Journal Entry #13
Walk Like Thunder
My last journal entry was on tattoos in general. I have one tattoo, my most recent tattoo, that says “Walk Like Thunder”. I got this tattoo within the first couple of weeks in the semester. I had been feeling such a huge struggle after starting school and had been feeling completely out of place with what I was doing. I have been feeling a sense of fear with becoming a teacher and actually fulfilling my dreams of healing. I knew I wanted to do this, but I was just so scared.
I have a good friend that I worked with last year and she was in the teacher training program. She and I bonded over yoga and the more she talked about her education, the more I wanted to go into the training myself. I loved the idea of being able to educate myself in a way that I knew would be instantly beneficial to my life. But, as I tend to do to myself, I questioned my abilities and I thought I didn’t fit the mold of what a yoga teacher should look like or be. But, Megan persisted and she kept telling me how awesome the program was, and how great I’d be at teaching, and how much I would gain from it even if I never ended up teaching. She sent me this quote: “Most of our obstacles would melt away if, instead of cowering before them, we should make up our minds to walk boldly through them.” That quote hit me so hard because I realized that I was allowing my fear to hold me back.

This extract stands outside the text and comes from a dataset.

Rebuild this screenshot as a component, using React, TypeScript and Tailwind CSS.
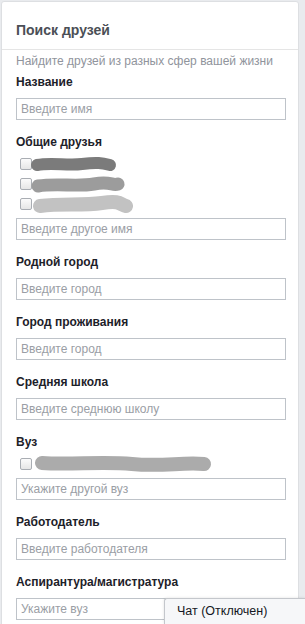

The following weekend I was out on a run and I was thinking about the quote and was thinking about how scared I was to be getting into this program. I realized how much I was letting the fear affect me and how I wanted to reverse this trend. Tattoos are such a huge part of my story and a huge reminder for me, so it only seemed fitting to find a way to make the thought of boldly walking through my fears into a tattoo that would help me remember to keep working through these fears. As I was running, a vision hit me so hard. I was listening to my hip hop, hardcore running music, but suddenly, a completely different song came to my mind: Walk Like Thunder by Kimya Dawson.
The song is long and slow and story filed and it’s completely beautiful and true with what I was feeling. That was it! Walk Like Thunder would be my tattoo. And so it was, tattoo’d on my inner forearm, with a lotus to remind me that from the muck and the mud comes beauty.